Polluting the River

Mystic River

Mystic River is a prime example of the danger of adapting rich novels for the screen. When screenwriters fall a little too much in love with source material, they become afraid to pare it down, and the result is often unwieldy.

What’s curious with Mystic River is that Dennis Lehane’s novel (which I have not read, although my wife has) was adapted by Brian Helgeland, who took a meat cleaver to James Ellroy’s sprawling L.A. Confidential and miraculously produced a work that captured the spirit of the book without much fidelity to the plot.

Here, though, the novel’s weighty themes and a key character development are awkward and ultimately burden the whole piece. I’m assuming that Helgeland has trimmed the narrative, but he hasn’t cut quite enough.

The director, Clint Eastwood, has proved himself a master of telling simple stories simply, particularly with Unforgiven. His oeuvre behind the camera, though, also includes messes such as Midnight in the Garden of Good and Evil, in which he comes off as tone deaf and loses the battle with monstrous source material.

The story in Mystic River is meant to be a triptych, showing three childhood friends who, after losing touch with one another, are thrown together by a murder investigation. The biggest problem is that one of the panels is unfinished. The movie is ultimately about thug-turned-convenience-store-owner Jimmy (Sean Penn) and damaged Dave (Tim Robbins); homicide cop Sean (Kevin Bacon) is left standing to the side.

When they were kids, Dave was abducted by two people posing as cops and sexually abused for four days. The movie’s trouble starts with this opening, rushed by Eastwood and badly acted by the child versions of the major characters. The sequence is crucial to the plot, because it establishes what happened to Dave and lays the foundation for his later behavior, but it might have been better as a flashback sequence. The first scenes of any movie establish mood, and a stumbling start hamstrings the whole film. And as a rule, kids — unless they’re phenomenal actors well-directed — can’t carry that weight, and these boys certainly aren’t up to the task.

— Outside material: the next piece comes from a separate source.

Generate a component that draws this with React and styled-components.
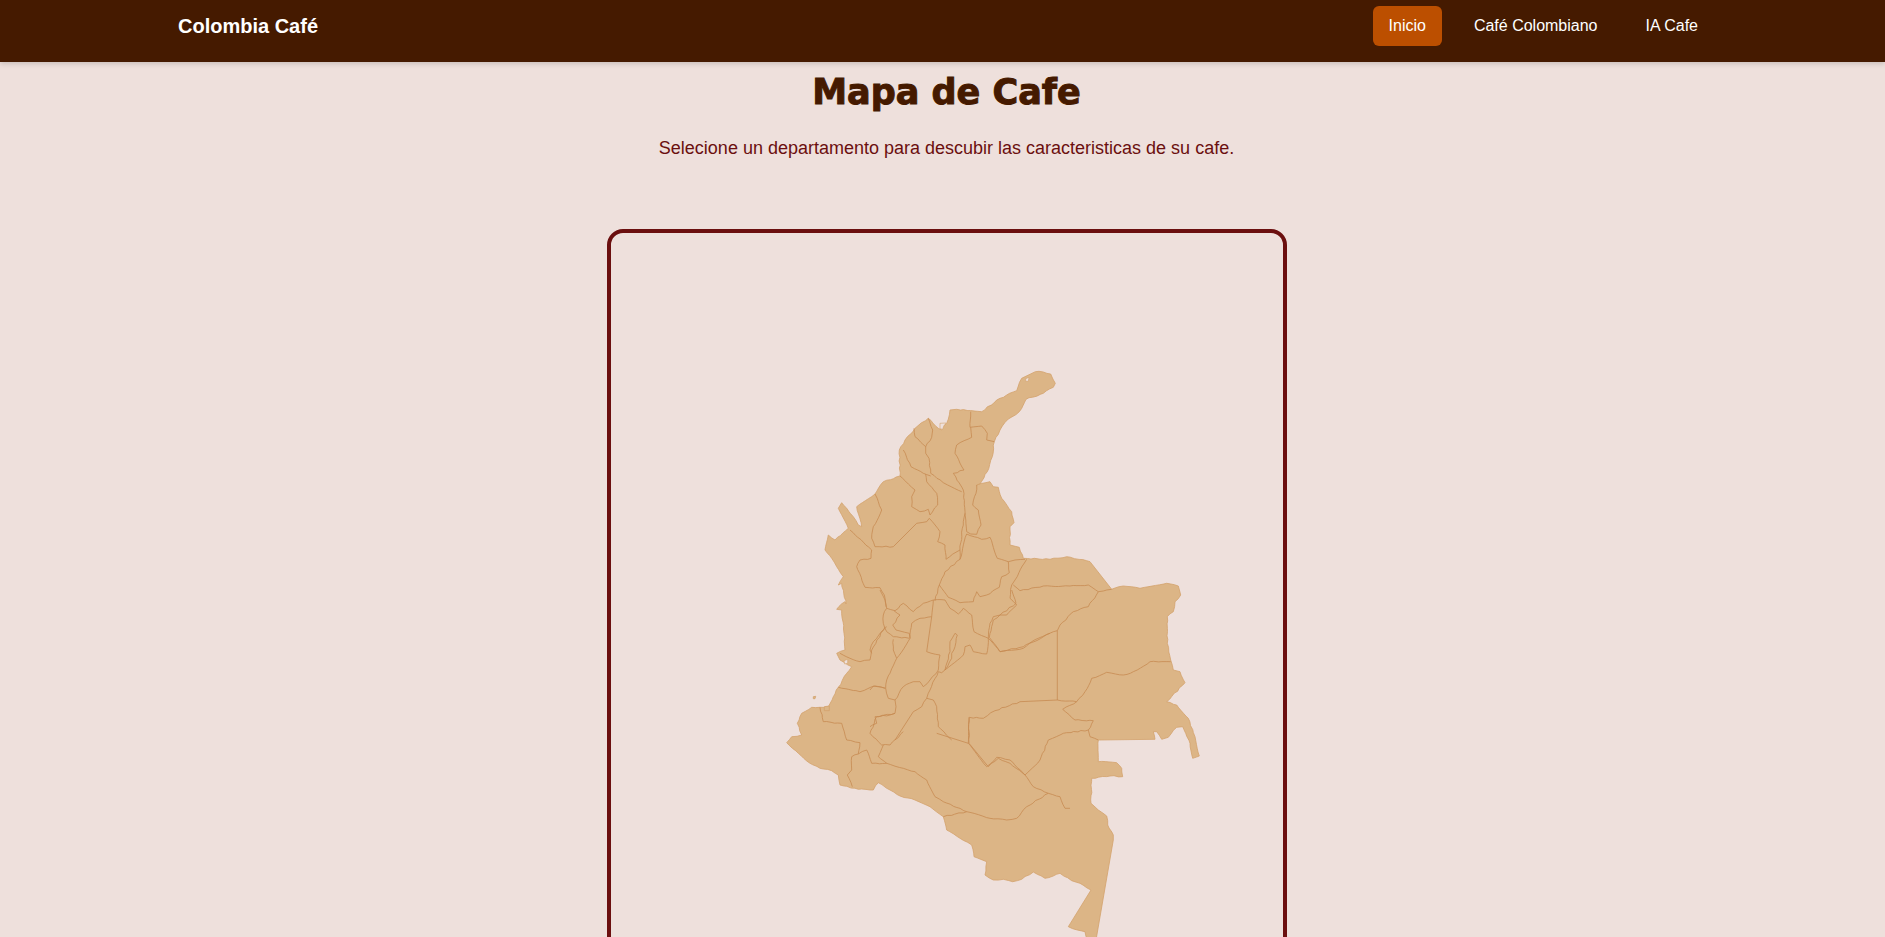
import React from "react"
import styled, { createGlobalStyle } from "styled-components"

// traced from crops, each list is [x, y] in crop pixels (3x), origin is the crop corner
const crop = (ox, oy) => (pts) => pts.map(([x, y]) => [ox + x / 3, oy + y / 3])
const north = crop(760, 350)
const east = crop(960, 500)
const west = crop(770, 600)
const south = crop(840, 740)
const center = crop(870, 590)

const outline = [
  ...north([[826,65],[850,66],[872,72],[886,100],[880,112],[850,130],[798,148],[778,185],[745,207],[720,240],[703,275],[697,320],[682,365],[660,402],[650,405],[690,395],[700,410],[715,412],[725,445],[755,485],[762,518],[750,530],[750,585],[778,592],[790,625],[870,628]]),
  ...east([[270,178],[320,170],[380,182],[390,185],[455,268],[490,258],[540,265],[620,250],[655,258],[662,285],[645,305],[640,335],[622,350],[622,430],[632,480],[640,510],[660,515],[675,548],[620,605],[650,615],[685,655],[705,710],[718,768],[698,775],[690,730],[668,680],[650,682],[625,712],[605,718],[590,695],[580,695],[585,718],[415,720]]),
  ...south([[775,65],[830,68],[845,85],[848,110],[810,108],[755,115],[753,190],[775,210],[800,228],[803,255],[820,285],[820,300],[768,600],[742,600],[735,575],[712,570],[685,560],[753,450],[720,430],[695,422],[660,400],[615,415],[580,396],[545,418],[518,425],[490,418],[460,420],[435,405],[440,365],[402,350],[395,315],[360,295],[320,270],[310,230],[270,200],[225,180],[180,168],[150,150],[115,128],[100,150],[55,148],[0,135]]),
  ...west([[210,555],[205,525],[185,512],[150,505],[120,490],[85,460],[50,428],[65,410],[95,405],[82,370],[95,340],[125,322],[150,322],[175,320],[190,290],[205,262],[230,220],[245,200],[210,180],[200,160],[225,150],[222,100],[215,30],[200,28],[225,5]]),
  ...north([[258,762],[245,700],[235,705],[250,680],[230,650],[215,625],[195,600],[205,555],[225,570],[265,535],[235,475],[245,458],[280,500],[295,525],[305,530],[290,470],[345,432],[370,395],[420,378],[418,300],[435,270],[465,235],[505,205],[535,235],[545,240],[560,220],[570,180],[590,178],[665,185],[720,145],[770,122],[785,85]]),
]

const borders = [
  north([[632,185],[630,232],[665,228],[682,250],[680,270],[703,275]]),
  north([[632,232],[635,262],[590,285],[585,310],[612,360],[580,370],[610,420],[615,485],[620,545],[632,552]]),
  north([[650,405],[648,430],[638,465],[655,480],[663,525],[650,553],[632,552]]),
  north([[505,205],[518,240],[515,262],[497,290],[465,260],[462,235]]),
  north([[497,290],[497,310],[507,325],[512,370],[550,398],[605,425]]),
  north([[430,300],[453,350],[490,370],[512,378]]),
  north([[420,378],[465,420],[455,440],[455,470],[480,485],[505,478],[510,495],[533,465],[530,430],[500,395],[497,372]]),
  north([[345,432],[365,480],[340,530],[335,565],[345,590],[400,590],[470,520],[500,515],[508,505]]),
  north([[508,505],[540,545],[533,575],[555,585],[558,628],[600,600],[610,515],[615,490]]),
  north([[600,600],[600,628],[555,665],[538,705],[525,752]]),
  north([[378,770],[373,735],[360,713],[315,712],[290,650],[300,630],[333,625],[335,600],[270,540]]),
  north([[600,628],[620,552],[665,568],[690,562],[712,625],[745,635],[748,668],[725,680],[718,712],[680,735],[660,740],[650,725],[640,755],[600,758],[565,742],[538,705]]),
  north([[745,635],[765,630],[795,628]]),
  east([[160,255],[180,272],[250,258],[330,258],[385,255],[415,275],[455,268]]),
  east([[415,275],[385,320],[340,335],[300,375],[292,392],[215,425],[190,445],[120,455],[88,412]]),
  east([[292,392],[292,600]]),
  east([[200,178],[165,240],[155,255],[150,295],[170,315],[140,345],[120,345],[100,360],[88,412]]),
  east([[632,485],[570,485],[520,515],[490,525],[440,517],[395,535],[375,575],[350,605],[292,600],[180,605],[105,632],[70,655],[28,652],[25,730],[80,800],[110,772],[150,780],[195,825]]),
  east([[308,628],[350,605]]),
  east([[308,628],[345,660],[400,662],[385,690],[310,700],[265,720],[240,780],[195,825]]),
  east([[385,690],[390,710],[415,720]]),
  // coffee belt, finer crop
  center([[30,0],[45,30],[50,55],[40,75],[40,100],[50,125],[70,140],[118,145]]),
  center([[50,55],[75,62],[100,40],[130,65],[160,40],[190,30],[225,30],[240,55],[265,72],[280,55],[305,75],[312,125],[355,145]]),
  center([[72,62],[90,75],[68,105],[78,120],[118,130],[120,145]]),
  center([[190,30],[185,80],[150,85],[125,100],[120,145],[80,205],[50,270],[47,295],[55,325],[75,330],[100,290],[130,275],[150,275],[160,290],[180,270],[205,240],[210,195],[170,185],[185,80]]),
  center([[47,295],[10,288],[0,300]]),
  center([[50,110],[10,155],[0,180],[5,190]]),
  center([[70,148],[70,180],[80,205]]),
  center([[255,130],[262,135],[255,170],[245,190],[245,205],[225,240],[240,185],[240,155],[255,130]]),
  center([[205,245],[215,248],[280,195],[285,170],[300,165],[310,185],[350,192],[355,145]]),
  center([[355,145],[390,185],[460,170],[540,130]]),
  center([[205,245],[180,300],[170,325],[190,330],[200,350],[205,410],[245,450]]),
  center([[170,325],[155,350],[130,365],[75,450]]),
  center([[355,145],[360,100],[370,80],[390,75],[438,40],[430,15],[425,0]]),
  center([[75,330],[78,350],[75,370],[60,375],[15,380],[20,400],[0,410]]),
  west([[500,400],[595,430]]),
  west([[597,352],[597,430],[655,500],[685,475],[720,490],[765,525],[790,560],[835,580],[870,590],[885,625],[900,625]]),
  west([[835,580],[770,620],[740,655],[710,660],[660,655],[590,635],[520,650]]),
  west([[590,635],[520,605],[495,590],[470,540],[435,515],[400,505],[350,490],[305,490],[290,450],[265,462]]),
  west([[400,395],[360,435],[335,435],[300,400],[320,350],[375,340]]),
  west([[345,80],[305,150],[300,180],[270,185],[240,175],[210,160]]),
  west([[205,262],[270,275],[315,258],[345,265]]),
  west([[150,322],[160,365],[215,370],[230,420],[270,428],[265,462],[245,470],[245,510],[232,525],[247,560]]),
  west([[350,490],[325,470],[340,435]]),
]

// small lagoons on the coast, same colour as the page
const lagoons = [
  north([[797,86],[807,82],[805,94],[797,94]]),
  north([[540,220],[558,219],[548,238],[540,236]]),
  west([[222,182],[233,178],[233,190],[224,192]]),
]

const islands = [
  west([[130,290],[137,289],[135,296],[130,296]]),
  west([[163,320],[178,318],[178,332],[163,332]]),
]

// borders are not smooth in the picture: break long edges up with a small steady wobble.
// Edges over 30px stay straight (llanos and trapecio limits are ruler lines).
const wobble = (x, y, k) => Math.sin(x * 12.9898 + y * 78.233 + k) * 0.5

const roughen = (pts) => {
  const out = []
  pts.forEach(([x, y], i) => {
    out.push([x, y])
    const next = pts[i + 1]
    if (!next) return
    const len = Math.hypot(next[0] - x, next[1] - y)
    if (len > 30) return
    const steps = Math.floor(len / 3.5)
    for (let s = 1; s < steps; s++) {
      const px = x + ((next[0] - x) * s) / steps
      const py = y + ((next[1] - y) * s) / steps
      out.push([px + wobble(px, py, 1), py + wobble(px, py, 2)])
    }
  })
  return out
}

const toPath = (pts, close) =>
  roughen(pts)
    .map(([x, y], i) => `${i ? "L" : "M"}${x.toFixed(1)} ${y.toFixed(1)}`)
    .join("") + (close ? "Z" : "")

const GlobalStyle = createGlobalStyle`
  html, body {
    margin: 0;
    background: #eee0dc;
    font-family: "Liberation Sans", Arial, sans-serif;
  }
`

const Header = styled.header`
  height: 62px;
  box-sizing: border-box;
  padding: 6px 171px 0 178px;
  background: #451a00;
  box-shadow: 0 2px 5px rgba(0, 0, 0, 0.15);
  display: flex;
  justify-content: space-between;
  align-items: flex-start;
`

const Brand = styled.div`
  font-size: 20px;
  font-weight: bold;
  color: #fff;
  line-height: 40px;
`

const Nav = styled.nav`
  display: flex;
  gap: 16px;
`

const NavLink = styled.a`
  padding: 8px 16px;
  border-radius: 6px;
  font-size: 16px;
  line-height: 24px;
  color: #fff;
  background: ${(p) => (p.$active ? "#bc4f00" : "transparent")};
`

const Main = styled.main`
  padding-left: 8px;
  display: flex;
  flex-direction: column;
  align-items: center;
`

const Title = styled.h1`
  margin: 8px 0 0;
  font-family: "DejaVu Sans", "Liberation Sans", sans-serif;
  font-size: 35px;
  line-height: 44px;
  font-weight: bold;
  color: #451a00;
  -webkit-text-stroke: 1px #451a00;
`

const Subtitle = styled.p`
  margin: 22px 0 0;
  font-size: 18px;
  line-height: 24px;
  color: #6b0f0f;
`

const MapCard = styled.div`
  margin: 69px 0 40px;
  width: 680px;
  height: 860px;
  box-sizing: border-box;
  border: 4px solid #6b0f0f;
  border-radius: 16px;
  overflow: hidden;
`

// viewBox is in page pixels, the card's inner corner sits at 611,233
const MapSvg = styled.svg`
  display: block;
  width: 672px;
  height: 852px;
`

const Land = styled.path`
  fill: #dcb586;
  stroke: #d3a26c;
  stroke-width: 0.8;
  stroke-linejoin: round;
`

const Lagoon = styled.path`
  fill: #eee0dc;
  stroke: #d3a26c;
  stroke-width: 0.6;
`

const Border = styled.path`
  fill: none;
  stroke: #c68a52;
  stroke-width: 0.8;
  stroke-linejoin: round;
`

export default function App() {
  return (
    <>
      <GlobalStyle />
      <Header>
        <Brand>Colombia Café</Brand>
        <Nav>
          <NavLink $active>Inicio</NavLink>
          <NavLink>Café Colombiano</NavLink>
          <NavLink>IA Cafe</NavLink>
        </Nav>
      </Header>
      <Main>
        <Title>Mapa de Cafe</Title>
        <Subtitle>Selecione un departamento para descubir las caracteristicas de su cafe.</Subtitle>
        <MapCard>
          <MapSvg viewBox="611 233 672 852">
            <Land d={toPath(outline, true)} />
            {islands.map((b, i) => (
              <Land key={i} d={toPath(b, true)} />
            ))}
            {lagoons.map((b, i) => (
              <Lagoon key={i} d={toPath(b, true)} />
            ))}
            {borders.map((b, i) => (
              <Border key={i} d={toPath(b)} />
            ))}
          </MapSvg>
        </MapCard>
      </Main>
    </>
  )
}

Flash forward to the present, and Jimmy’s daughter is murdered. Dave, who was drinking at the bar where Jimmy’s daughter was last seen alive, arrives home bloodied and slashed in the gut, and he tells his wife (Marcia Gay Harden) that he was attacked by a mugger and might have killed him. (Like Spike Lee’s Clockers, Mystic River creates artificial suspense and mystery by not showing key events, even though the camera is otherwise all-seeing. It’s a cheap, easy technique that rarely fails to irritate me.) Sean comes in to investigate the murder, at first focusing on the daughter’s boyfriend but eventually unable to ignore Dave as a suspect. Dave doesn’t help himself by changing his story every time he’s asked about his injuries.

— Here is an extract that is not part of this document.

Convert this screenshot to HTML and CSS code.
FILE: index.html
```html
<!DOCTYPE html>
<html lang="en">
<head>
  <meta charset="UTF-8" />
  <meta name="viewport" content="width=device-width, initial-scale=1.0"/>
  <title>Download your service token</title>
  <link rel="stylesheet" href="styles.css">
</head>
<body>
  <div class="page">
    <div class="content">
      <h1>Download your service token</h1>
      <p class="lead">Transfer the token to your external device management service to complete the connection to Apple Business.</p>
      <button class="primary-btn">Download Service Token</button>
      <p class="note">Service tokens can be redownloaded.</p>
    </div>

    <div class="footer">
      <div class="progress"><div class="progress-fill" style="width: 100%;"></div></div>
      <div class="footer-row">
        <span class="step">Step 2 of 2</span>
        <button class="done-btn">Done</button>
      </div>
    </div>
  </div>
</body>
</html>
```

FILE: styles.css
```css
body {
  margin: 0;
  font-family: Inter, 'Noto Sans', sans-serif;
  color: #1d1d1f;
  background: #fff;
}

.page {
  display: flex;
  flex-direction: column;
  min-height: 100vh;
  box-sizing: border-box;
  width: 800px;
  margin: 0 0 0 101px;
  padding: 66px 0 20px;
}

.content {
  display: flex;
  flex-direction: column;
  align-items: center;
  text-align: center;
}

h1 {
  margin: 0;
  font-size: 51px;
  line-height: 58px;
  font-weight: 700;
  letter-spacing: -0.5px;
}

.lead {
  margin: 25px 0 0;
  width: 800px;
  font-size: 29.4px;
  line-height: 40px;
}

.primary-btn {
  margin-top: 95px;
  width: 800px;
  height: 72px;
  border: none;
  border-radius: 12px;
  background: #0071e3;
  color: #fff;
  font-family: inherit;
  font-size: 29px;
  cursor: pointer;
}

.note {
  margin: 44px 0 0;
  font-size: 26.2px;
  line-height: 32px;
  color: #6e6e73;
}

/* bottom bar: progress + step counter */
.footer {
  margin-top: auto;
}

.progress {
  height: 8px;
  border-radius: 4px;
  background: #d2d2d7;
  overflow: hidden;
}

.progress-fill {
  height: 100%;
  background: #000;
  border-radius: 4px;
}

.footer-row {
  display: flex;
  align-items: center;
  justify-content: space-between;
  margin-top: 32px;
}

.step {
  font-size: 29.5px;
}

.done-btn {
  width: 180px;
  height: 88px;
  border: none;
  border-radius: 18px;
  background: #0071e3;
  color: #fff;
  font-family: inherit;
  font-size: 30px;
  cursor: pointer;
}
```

When the movie finally kicks into gear, it’s phenomenal. Mystic River has the plot of a police procedural — not much different from any episode of Law & Order (including the twist) — but the texture of a great character drama. Jimmy and Dave are sharply drawn and wonderfully specific, and Penn and Robbins turn in performances that merit Oscar consideration. Their scenes together — from a porch reunion that is painfully awkward to their final confrontation, when Jimmy accuses Dave of murdering his daughter — are positively electric.

Bacon does well in a thankless role, but he’s the third wheel on the bicycle. Helgeland has retained a subplot involving Sean’s estranged wife that goes nowhere, and it doesn’t help that Eastwood shows only her mouth in phone conversations, the camera intruding awkwardly in a film in which it’s generally unobtrusive and natural.

Helgeland also fucks up the finale, tossing off a Godfather-like howler that shows Jimmy not only coming to terms with his sins but embracing them. (I half-expect to see Mystic River II show up at the movie theater in a couple of years, with Jimmy having his heretofore-unseen brother Fredo whacked on a boat.) It’s not that the ending couldn’t work but that it doesn’t. It comes too quickly and with too little setup, and in a movie whose core story — the murder and its investigation — is so rich and detailed, it’s not just superfluous but damaging.

And that’s what’s saddest to me. This is a script that’s one relatively painless revision away from being something special. There’s a good, perhaps even great, movie in Mystic River, but Helgeland and Eastwood didn’t find it.